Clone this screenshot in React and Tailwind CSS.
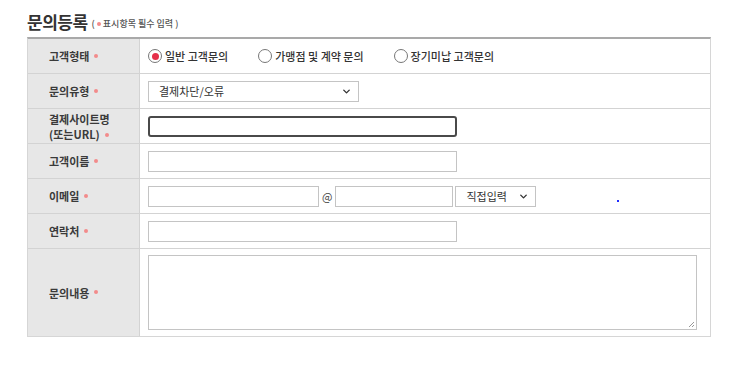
import { ChevronDown } from 'lucide-react'

const KR = { fontFamily: '"Noto Sans CJK KR", "Noto Sans", sans-serif' }

function Req() {
  return <span className="mb-[1px] ml-[5px] inline-block h-[4px] w-[4px] rounded-full bg-[#f28b8b] align-middle" />
}

function Row({ label, h = 'h-[35px]', last, children }) {
  return (
    <div className={`flex ${h} ${last ? '' : 'border-b border-[#d3d3d3]'}`}>
      <div className="flex w-[112px] flex-none items-center border-r border-[#d3d3d3] bg-[#e7e7e7] pl-[21px] text-[11px] font-semibold leading-[14px] text-[#3a3a3a]">
        {label}
      </div>
      <div className="flex flex-1 items-center pl-[8px]">{children}</div>
    </div>
  )
}

function Radio({ checked, label }) {
  return (
    <label className="flex items-center gap-[3px] text-[11px] font-medium text-[#333]">
      <span className="flex h-[14px] w-[14px] items-center justify-center rounded-full border border-[#777] bg-white">
        {checked && <span className="h-[7px] w-[7px] rounded-full bg-[#e5304a]" />}
      </span>
      {label}
    </label>
  )
}

function Box({ w }) {
  return <div className={`${w} h-[21px] border border-[#c4c4c4] bg-white`} />
}

function Select({ w, text }) {
  return (
    <div className={`flex h-[21px] ${w} items-center justify-between border border-[#c4c4c4] bg-white pl-[10px] pr-[6px] text-[11px] text-[#333]`}>
      <span>{text}</span>
      <ChevronDown size={11} strokeWidth={3} className="text-[#333]" />
    </div>
  )
}

export default function App() {
  return (
    <div className="h-[370px] w-[743px] bg-white pl-[27px] pt-[7px]" style={KR}>
      <div className="flex h-[30px] items-center gap-[4px]">
        <h1 className="text-[17px] font-bold tracking-[-0.5px] text-[#333]">문의등록</h1>
        <span className="mt-[3px] text-[9px] font-medium text-[#555]">
          ( <span className="mb-[1px] inline-block h-[4px] w-[4px] rounded-full bg-[#f28b8b] align-middle" /> 표시항목 필수 입력 )
        </span>
      </div>

      <div className="w-[684px] border-x border-b border-t-2 border-x-[#d6d6d6] border-b-[#d6d6d6] border-t-[#a9a9a9]">
        <Row label={<>고객형태<Req /></>}>
          <div className="flex gap-[30px]">
            <Radio checked label="일반 고객문의" />
            <Radio label="가맹점 및 계약 문의" />
            <Radio label="장기미납 고객문의" />
          </div>
        </Row>
        <Row label={<>문의유형<Req /></>}>
          <Select w="w-[211px]" text="결제차단/오류" />
        </Row>
        <Row label={<div className="flex flex-col gap-[1px]"><span className="h-[14px] leading-[14px]">결제사이트명</span><span className="h-[14px] leading-[14px]">(또는URL)<Req /></span></div>}>
          <div className="h-[21px] w-[309px] rounded-[3px] border-2 border-[#4a4a4a] bg-white" />
        </Row>
        <Row label={<>고객이름<Req /></>}>
          <Box w="w-[309px]" />
        </Row>
        <Row label={<>이메일<Req /></>}>
          <Box w="w-[171px]" />
          <span className="mx-[3px] text-[11px] text-[#444]">@</span>
          <Box w="w-[118px]" />
          <div className="ml-[2px]">
            <Select w="w-[81px]" text="직접입력" />
          </div>
          <span className="ml-[81px] mt-[10px] h-[2px] w-[2px] bg-[#1f2cff]" />
        </Row>
        <Row label={<>연락처<Req /></>}>
          <Box w="w-[309px]" />
        </Row>
        <Row label={<>문의내용<Req /></>} h="h-[87px]" last>
          <div className="relative h-[75px] w-[549px] border border-[#c4c4c4] bg-white">
            <svg className="absolute bottom-[1px] right-[1px]" width="7" height="7" viewBox="0 0 7 7">
              <path d="M6 1L1 6M6 4L4 6" stroke="#999" strokeWidth="1" />
            </svg>
          </div>
        </Row>
      </div>
    </div>
  )
}
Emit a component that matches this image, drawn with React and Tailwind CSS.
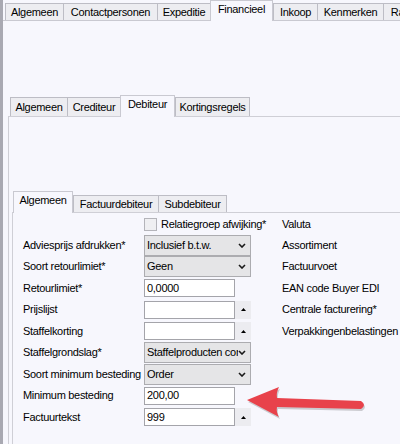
import React from "react";

function Tab({ label, w, selected, h }) {
  if (selected) {
    return (
      <div
        className="relative z-10 -mb-px bg-[#f7f7fd] border-t border-l border-r border-[#c9c9d1] flex items-start justify-center pt-[3px] shrink-0"
        style={{ width: w, height: h }}
      >
        {label}
      </div>
    );
  }
  return (
    <div
      className="bg-[#ededf1] border-t border-l border-r border-[#bdbdc5] flex items-center justify-center shrink-0 -mr-px"
      style={{ width: w, height: h }}
    >
      {label}
    </div>
  );
}

function Chevron() {
  return (
    <svg width="8" height="5" viewBox="0 0 8 5" className="shrink-0">
      <path d="M1 1 L4 4 L7 1" fill="none" stroke="#1a1a1a" strokeWidth="1.6" />
    </svg>
  );
}

function Select({ value }) {
  return (
    <div className="w-[107px] h-[21px] bg-[#e5e5e7] border border-[#acacb0] flex items-center pl-[2px] pr-[4px]">
      <span className="flex-1 min-w-0 overflow-hidden whitespace-nowrap">{value}</span>
      <Chevron />
    </div>
  );
}

function Input({ value, spin }) {
  return (
    <div className="flex items-center h-[18px]">
      <div className="w-[91px] h-[18px] bg-white border border-[#a4a4aa] pl-[2px] flex items-center whitespace-nowrap overflow-hidden">
        {value}
      </div>
      {spin && (
        <div className="w-[16px] h-[18px] bg-[#ececf0] flex items-center justify-center">
          <svg width="5" height="3" viewBox="0 0 5 3">
            <path d="M0 3 L2.5 0 L5 3Z" fill="#000" />
          </svg>
        </div>
      )}
    </div>
  );
}

export default function App() {
  const rows = [
    ["Adviesprijs afdrukken*", <Select value="Inclusief b.t.w." />, "Assortiment"],
    ["Soort retourlimiet*", <Select value="Geen" />, "Factuurvoet"],
    ["Retourlimiet*", <Input value="0,0000" />, "EAN code Buyer EDI"],
    ["Prijslijst", <Input value="" spin />, "Centrale facturering*"],
    ["Staffelkorting", <Input value="" spin />, "Verpakkingenbelastingen"],
    ["Staffelgrondslag*", <Select value="Staffelproducten combineren" />, ""],
    ["Soort minimum besteding", <Select value="Order" />, ""],
    ["Minimum besteding", <Input value="200,00" />, ""],
    ["Factuurtekst", <Input value="999" spin />, ""],
  ];

  return (
    <div className="w-[400px] h-[444px] overflow-hidden bg-[#f7f7fd] flex relative text-[11px] tracking-[-0.3px] text-black font-['Liberation_Sans',Arial,sans-serif] leading-none">
      <div className="w-[3px] shrink-0 bg-[#a9a9b2]" />
      <div className="flex-1 min-w-0 flex flex-col">
        {/* Row 1 tabs */}
        <div className="flex items-end h-[26px] pl-[2px]">
          <Tab label="Algemeen" w={59} h={17} />
          <Tab label="Contactpersonen" w={95} h={17} />
          <Tab label="Expeditie" w={54} h={17} />
          <Tab label="Financieel" w={63} h={21} selected />
          <Tab label="Inkoop" w={45} h={17} />
          <Tab label="Kenmerken" w={67} h={17} />
          <Tab label="Rapportage" w={70} h={17} />
        </div>
        <div className="flex-1 border-t border-[#c9c9d1]">
          <div className="ml-[5px]">
            {/* Row 2 tabs */}
            <div className="flex items-end h-[22px] pl-[2px] mt-[73px]">
              <Tab label="Algemeen" w={58} h={19} />
              <Tab label="Crediteur" w={54} h={19} />
              <Tab label="Debiteur" w={55} h={22} selected />
              <Tab label="Kortingsregels" w={75} h={19} />
            </div>
            <div className="border-l border-t border-[#cfcfd6]">
              <div className="ml-[3px]">
                {/* Row 3 tabs */}
                <div className="flex items-end h-[22px] pl-[1px] mt-[73px]">
                  <Tab label="Algemeen" w={60} h={22} selected />
                  <Tab label="Factuurdebiteur" w={86} h={17} />
                  <Tab label="Subdebiteur" w={69} h={17} />
                </div>
                <div className="border-l border-t border-[#cfcfd6] pl-[10px] h-[300px]">
                  <div className="grid grid-cols-[121px_107px_1fr] grid-rows-[22px_21px_21px_22px_21px_22px_21px_22px_21px_22px] items-center">
                    <div />
                    <div className="flex items-center gap-[4px] whitespace-nowrap">
                      <div className="w-[13px] h-[13px] bg-[#efeff2] border border-[#b4b4ba] shrink-0" />
                      <span>Relatiegroep afwijking*</span>
                    </div>
                    <div className="pl-[31px] whitespace-nowrap">Valuta</div>
                    {rows.map(([label, ctrl, right], i) => (
                      <React.Fragment key={i}>
                        <div className="whitespace-nowrap">{label}</div>
                        <div>{ctrl}</div>
                        <div className="pl-[31px] whitespace-nowrap">{right}</div>
                      </React.Fragment>
                    ))}
                  </div>
                </div>
              </div>
            </div>
          </div>
        </div>
      </div>

      {/* Red arrow annotation */}
      <svg
        className="absolute left-0 top-0 pointer-events-none"
        width="400"
        height="444"
        viewBox="0 0 400 444"
      >
        <path
          d="M248 402 L280 389 Q277 395 278 400 L362 403 Q368 407 362 411 L278 409 Q277 414 280 419 Z"
          fill="rgba(0,0,0,0.18)"
        />
        <path
          d="M247 400 L279 387 Q276 393 277 398 L361 401 Q367 405 361 409 L277 407 Q276 412 279 417 Z"
          fill="#e8424b"
        />
      </svg>
    </div>
  );
}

Your task: Search the listing above for the string "this". Copy every line that contains it.

Exercise answer:
Clone this screenshot in React and Tailwind CSS.
Emit a component that matches this image, drawn with React and Tailwind CSS.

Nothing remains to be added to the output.